■ Data ■
>>>

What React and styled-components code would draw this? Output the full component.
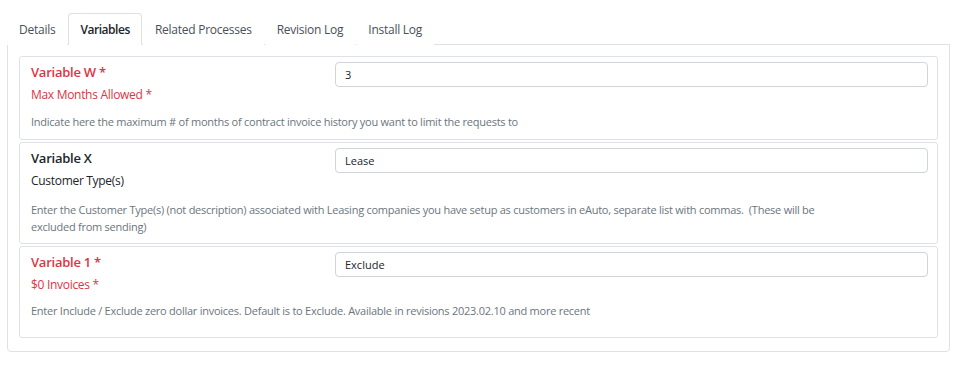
import React from 'react';
import styled, { createGlobalStyle } from 'styled-components';

const GlobalStyle = createGlobalStyle`
  body {
    margin: 0;
    background: #fff;
    font-family: "Open Sans", "Noto Sans", sans-serif;
    color: #212529;
  }
`;

const Page = styled.div`
  padding: 13px 14px 0 7px;
`;

const TabList = styled.div`
  display: flex;
  gap: 1px;
`;

const Tab = styled.div`
  padding: 0 11px;
  height: 32px;
  line-height: 31px;
  font-size: 12px;
  letter-spacing: ${props => (props.active ? '-0.45px' : '-0.25px')};
  color: ${props => (props.active ? '#212529' : '#495057')};
  font-weight: ${props => (props.active ? 600 : 400)};
  border: 1px solid ${props => (props.active ? '#dee2e6' : 'transparent')};
  border-bottom-color: ${props => (props.active ? '#fff' : 'transparent')};
  border-radius: 4px 4px 0 0;
  background: #fff;
  margin-bottom: -1px;
  position: relative;
  box-sizing: border-box;
`;

const Panel = styled.div`
  border: 1px solid #dee2e6;
  border-radius: 0 0 4px 4px;
  padding: 11px 11px 13px 11px;
`;

const Card = styled.div`
  border: 1px solid #dee2e6;
  border-radius: 3px;
  padding: 5px 9px ${props => props.bottom}px 11px;
  & + & {
    margin-top: 2px;
  }
`;

const Row = styled.div`
  display: grid;
  grid-template-columns: 304px 1fr;
`;

const Title = styled.div`
  font-size: 13px;
  font-weight: 600;
  line-height: 18px;
  margin-top: 1px;
  letter-spacing: -0.25px;
  color: ${props => (props.required ? '#dc3545' : '#212529')};
`;

const Subtitle = styled.div`
  font-size: 12px;
  line-height: 18px;
  margin-top: 5px;
  letter-spacing: -0.3px;
  color: ${props => (props.required ? '#dc3545' : '#212529')};
`;

const Input = styled.input`
  height: 25px;
  box-sizing: border-box;
  border: 1px solid #ced4da;
  border-radius: 4px;
  padding: 0 9px;
  font-family: inherit;
  font-size: 11px;
  color: #212529;
  outline: none;
  width: 100%;
`;

const Description = styled.div`
  margin-top: ${props => props.gap}px;
  max-width: 815px;
  font-size: 11px;
  line-height: 17px;
  letter-spacing: -0.25px;
  color: #6c757d;
  white-space: pre-wrap;
`;

const variables = [
  {
    name: 'Variable W',
    label: 'Max Months Allowed',
    required: true,
    value: '3',
    description: 'Indicate here the maximum # of months of contract invoice history you want to limit the requests to',
    gap: 9,
    bottom: 9,
  },
  {
    name: 'Variable X',
    label: 'Customer Type(s)',
    required: false,
    value: 'Lease',
    description:
      'Enter the Customer Type(s) (not description) associated with Leasing companies you have setup as customers in eAuto, separate list with commas.  (These will be excluded from sending)',
    gap: 11,
    bottom: 8,
  },
  {
    name: 'Variable 1',
    label: '$0 Invoices',
    required: true,
    value: 'Exclude',
    description:
      'Enter Include / Exclude zero dollar invoices. Default is to Exclude. Available in revisions 2023.02.10 and more recent',
    gap: 8,
    bottom: 18,
  },
];

const tabs = ['Details', 'Variables', 'Related Processes', 'Revision Log', 'Install Log'];

export default function App() {
  return (
    <Page>
      <GlobalStyle />
      <TabList>
        {tabs.map(tab => (
          <Tab key={tab} active={tab === 'Variables'}>
            {tab}
          </Tab>
        ))}
      </TabList>
      <Panel>
        {variables.map(v => (
          <Card key={v.name} bottom={v.bottom}>
            <Row>
              <div>
                <Title required={v.required}>
                  {v.name}
                  {v.required ? ' *' : ''}
                </Title>
                <Subtitle required={v.required}>
                  {v.label}
                  {v.required ? ' *' : ''}
                </Subtitle>
              </div>
              <Input defaultValue={v.value} />
            </Row>
            <Description gap={v.gap}>{v.description}</Description>
          </Card>
        ))}
      </Panel>
    </Page>
  );
}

<<<

■ What you should do ■
Output each line exactly; omit every picture.

■ The response ■
What React and styled-components code would draw this? Output the full component.
import React from 'react';
import styled, { createGlobalStyle } from 'styled-components';

const GlobalStyle = createGlobalStyle`
  body {
    margin: 0;
    background: #fff;
    font-family: "Open Sans", "Noto Sans", sans-serif;
    color: #212529;
  }
`;

const Page = styled.div`
  padding: 13px 14px 0 7px;
`;

const TabList = styled.div`
  display: flex;
  gap: 1px;
`;

const Tab = styled.div`
  padding: 0 11px;
  height: 32px;
  line-height: 31px;
  font-size: 12px;
  letter-spacing: ${props => (props.active ? '-0.45px' : '-0.25px')};
  color: ${props => (props.active ? '#212529' : '#495057')};
  font-weight: ${props => (props.active ? 600 : 400)};
  border: 1px solid ${props => (props.active ? '#dee2e6' : 'transparent')};
  border-bottom-color: ${props => (props.active ? '#fff' : 'transparent')};
  border-radius: 4px 4px 0 0;
  background: #fff;
  margin-bottom: -1px;
  position: relative;
  box-sizing: border-box;
`;

const Panel = styled.div`
  border: 1px solid #dee2e6;
  border-radius: 0 0 4px 4px;
  padding: 11px 11px 13px 11px;
`;

const Card = styled.div`
  border: 1px solid #dee2e6;
  border-radius: 3px;
  padding: 5px 9px ${props => props.bottom}px 11px;
  & + & {
    margin-top: 2px;
  }
`;

const Row = styled.div`
  display: grid;
  grid-template-columns: 304px 1fr;
`;

const Title = styled.div`
  font-size: 13px;
  font-weight: 600;
  line-height: 18px;
  margin-top: 1px;
  letter-spacing: -0.25px;
  color: ${props => (props.required ? '#dc3545' : '#212529')};
`;

const Subtitle = styled.div`
  font-size: 12px;
  line-height: 18px;
  margin-top: 5px;
  letter-spacing: -0.3px;
  color: ${props => (props.required ? '#dc3545' : '#212529')};
`;

const Input = styled.input`
  height: 25px;
  box-sizing: border-box;
  border: 1px solid #ced4da;
  border-radius: 4px;
  padding: 0 9px;
  font-family: inherit;
  font-size: 11px;
  color: #212529;
  outline: none;
  width: 100%;
`;

const Description = styled.div`
  margin-top: ${props => props.gap}px;
  max-width: 815px;
  font-size: 11px;
  line-height: 17px;
  letter-spacing: -0.25px;
  color: #6c757d;
  white-space: pre-wrap;
`;

const variables = [
  {
    name: 'Variable W',
    label: 'Max Months Allowed',
    required: true,
    value: '3',
    description: 'Indicate here the maximum # of months of contract invoice history you want to limit the requests to',
    gap: 9,
    bottom: 9,
  },
  {
    name: 'Variable X',
    label: 'Customer Type(s)',
    required: false,
    value: 'Lease',
    description:
      'Enter the Customer Type(s) (not description) associated with Leasing companies you have setup as customers in eAuto, separate list with commas.  (These will be excluded from sending)',
    gap: 11,
    bottom: 8,
  },
  {
    name: 'Variable 1',
    label: '$0 Invoices',
    required: true,
    value: 'Exclude',
    description:
      'Enter Include / Exclude zero dollar invoices. Default is to Exclude. Available in revisions 2023.02.10 and more recent',
    gap: 8,
    bottom: 18,
  },
];

const tabs = ['Details', 'Variables', 'Related Processes', 'Revision Log', 'Install Log'];

export default function App() {
  return (
    <Page>
      <GlobalStyle />
      <TabList>
        {tabs.map(tab => (
          <Tab key={tab} active={tab === 'Variables'}>
            {tab}
          </Tab>
        ))}
      </TabList>
      <Panel>
        {variables.map(v => (
          <Card key={v.name} bottom={v.bottom}>
            <Row>
              <div>
                <Title required={v.required}>
                  {v.name}
                  {v.required ? ' *' : ''}
                </Title>
                <Subtitle required={v.required}>
                  {v.label}
                  {v.required ? ' *' : ''}
                </Subtitle>
              </div>
              <Input defaultValue={v.value} />
            </Row>
            <Description gap={v.gap}>{v.description}</Description>
          </Card>
        ))}
      </Panel>
    </Page>
  );
}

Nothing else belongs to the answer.